The Sabbath was over, and it was almost daybreak on Sunday when Mary Magdalene and the other Mary went to see the tomb. Suddenly a strong earthquake struck, and the Lord’s angel came down from heaven. He rolled away the stone and sat on it. The angel looked as bright as lightning, and his clothes were white as snow. The guards shook from fear and fell down, as though they were dead.


The angel said to the women, “Don’t be afraid! I know you are looking for Jesus, who was nailed to a cross. He isn’t here! God has raised him to life, just as Jesus said he would. Come, see the place where his body was lying. Now hurry! Tell his disciples that he has been raised to life and is on his way to Galilee. Go there, and you will see him. That is what I came to tell you.”

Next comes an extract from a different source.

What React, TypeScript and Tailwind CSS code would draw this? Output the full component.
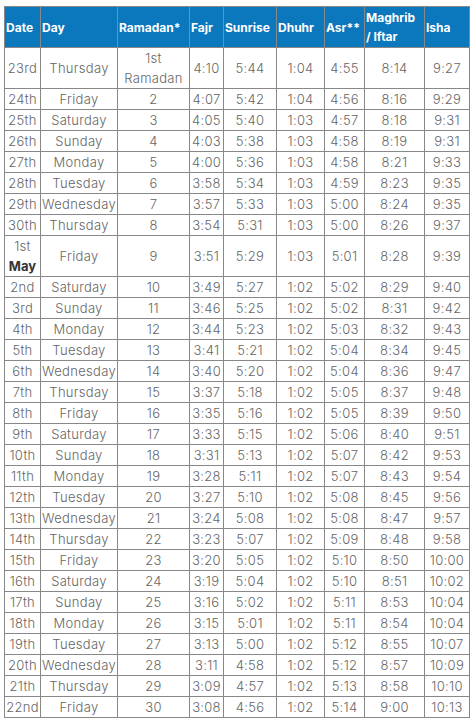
const rows: string[][] = [
  ["23rd", "Thursday", "1st Ramadan", "4:10", "5:44", "1:04", "4:55", "8:14", "9:27"],
  ["24th", "Friday", "2", "4:07", "5:42", "1:04", "4:56", "8:16", "9:29"],
  ["25th", "Saturday", "3", "4:05", "5:40", "1:03", "4:57", "8:18", "9:31"],
  ["26th", "Sunday", "4", "4:03", "5:38", "1:03", "4:58", "8:19", "9:31"],
  ["27th", "Monday", "5", "4:00", "5:36", "1:03", "4:58", "8:21", "9:33"],
  ["28th", "Tuesday", "6", "3:58", "5:34", "1:03", "4:59", "8:23", "9:35"],
  ["29th", "Wednesday", "7", "3:57", "5:33", "1:03", "5:00", "8:24", "9:35"],
  ["30th", "Thursday", "8", "3:54", "5:31", "1:03", "5:00", "8:26", "9:37"],
  ["1st May", "Friday", "9", "3:51", "5:29", "1:03", "5:01", "8:28", "9:39"],
  ["2nd", "Saturday", "10", "3:49", "5:27", "1:02", "5:02", "8:29", "9:40"],
  ["3rd", "Sunday", "11", "3:46", "5:25", "1:02", "5:02", "8:31", "9:42"],
  ["4th", "Monday", "12", "3:44", "5:23", "1:02", "5:03", "8:32", "9:43"],
  ["5th", "Tuesday", "13", "3:41", "5:21", "1:02", "5:04", "8:34", "9:45"],
  ["6th", "Wednesday", "14", "3:40", "5:20", "1:02", "5:04", "8:36", "9:47"],
  ["7th", "Thursday", "15", "3:37", "5:18", "1:02", "5:05", "8:37", "9:48"],
  ["8th", "Friday", "16", "3:35", "5:16", "1:02", "5:05", "8:39", "9:50"],
  ["9th", "Saturday", "17", "3:33", "5:15", "1:02", "5:06", "8:40", "9:51"],
  ["10th", "Sunday", "18", "3:31", "5:13", "1:02", "5:07", "8:42", "9:53"],
  ["11th", "Monday", "19", "3:28", "5:11", "1:02", "5:07", "8:43", "9:54"],
  ["12th", "Tuesday", "20", "3:27", "5:10", "1:02", "5:08", "8:45", "9:56"],
  ["13th", "Wednesday", "21", "3:24", "5:08", "1:02", "5:08", "8:47", "9:57"],
  ["14th", "Thursday", "22", "3:23", "5:07", "1:02", "5:09", "8:48", "9:58"],
  ["15th", "Friday", "23", "3:20", "5:05", "1:02", "5:10", "8:50", "10:00"],
  ["16th", "Saturday", "24", "3:19", "5:04", "1:02", "5:10", "8:51", "10:02"],
  ["17th", "Sunday", "25", "3:16", "5:02", "1:02", "5:11", "8:53", "10:04"],
  ["18th", "Monday", "26", "3:15", "5:01", "1:02", "5:11", "8:54", "10:04"],
  ["19th", "Tuesday", "27", "3:13", "5:00", "1:02", "5:12", "8:55", "10:07"],
  ["20th", "Wednesday", "28", "3:11", "4:58", "1:02", "5:12", "8:57", "10:09"],
  ["21th", "Thursday", "29", "3:09", "4:57", "1:02", "5:13", "8:58", "10:10"],
  ["22nd", "Friday", "30", "3:08", "4:56", "1:02", "5:14", "9:00", "10:13"],
];

const headers = ["Date", "Day", "Ramadan*", "Fajr", "Sunrise", "Dhuhr", "Asr**", "Maghrib", "Isha"];
const widths = ["w-[36px]", "w-[77px]", "w-[72px]", "w-[34px]", "w-[53px]", "w-[48px]", "w-[40px]", "w-[60px]", "w-[45px]"];

export default function App() {
  return (
    <div className="bg-white w-[475px] h-[726px] pt-[6px] pl-[4px] font-['Inter',sans-serif]">
      <table className="table-fixed border-collapse w-[465px] border border-[#444]">
        <colgroup>
          {widths.map((w, i) => (
            <col key={i} className={w} />
          ))}
        </colgroup>
        <thead>
          <tr className="h-[41px] bg-[#0b77bd]">
            {headers.map((h) => (
              <th
                key={h}
                className="border border-[#888] px-[1px] text-left align-middle text-[12px] leading-[19px] font-bold text-white"
              >
                {h === "Maghrib" ? (
                  <>
                    Maghrib
                    <br />/ Iftar
                  </>
                ) : (
                  h
                )}
              </th>
            ))}
          </tr>
        </thead>
        <tbody>
          {rows.map((r) => {
            const tall = r[0] === "1st May" || r[2] === "1st Ramadan";
            return (
              <tr key={r[0]} className={tall ? "h-[41px]" : "h-[21px]"}>
                {r.map((c, i) => (
                  <td
                    key={i}
                    className="border border-[#888] p-0 text-center align-middle text-[13px] leading-[20px] font-light tracking-[0.3px] text-[#666]"
                  >
                    {c === "1st May" ? (
                      <>
                        1st
                        <br />
                        <b className="font-bold tracking-normal text-[#333]">May</b>
                      </>
                    ) : (
                      c
                    )}
                  </td>
                ))}
              </tr>
            );
          })}
        </tbody>
      </table>
    </div>
  );
}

The women were frightened and yet very happy, as they hurried from the tomb and ran to tell his disciples. Suddenly Jesus met them and greeted them. They went near him, held on to his feet, and worshiped him. Then Jesus said, “Don’t be afraid! Tell my followers to go to Galilee. They will see me there.” (Matthew 28:1-10)


The first person to know that Jesus was the Messiah was a woman. Likewise, the first person to know Jesus had been resurrected was a woman. That women are the first witnesses to Jesus’ resurrection is significant. Had the gospel writers been just making up the stories, they would never have chosen women the first witnesses. In the first century, in both Greek and Hebrew society, women were not regarded as reliable witnesses. No man would have ever picked them as the leading characters in the foundational event of Christianity.


It makes sense that the first words from the angel to the two women were “Don’t be afraid.” Everything they thought they knew had been overthrown. They’d just experienced an earthquake that had shaken the land, but the resurrection of Jesus was an earthquake in their souls.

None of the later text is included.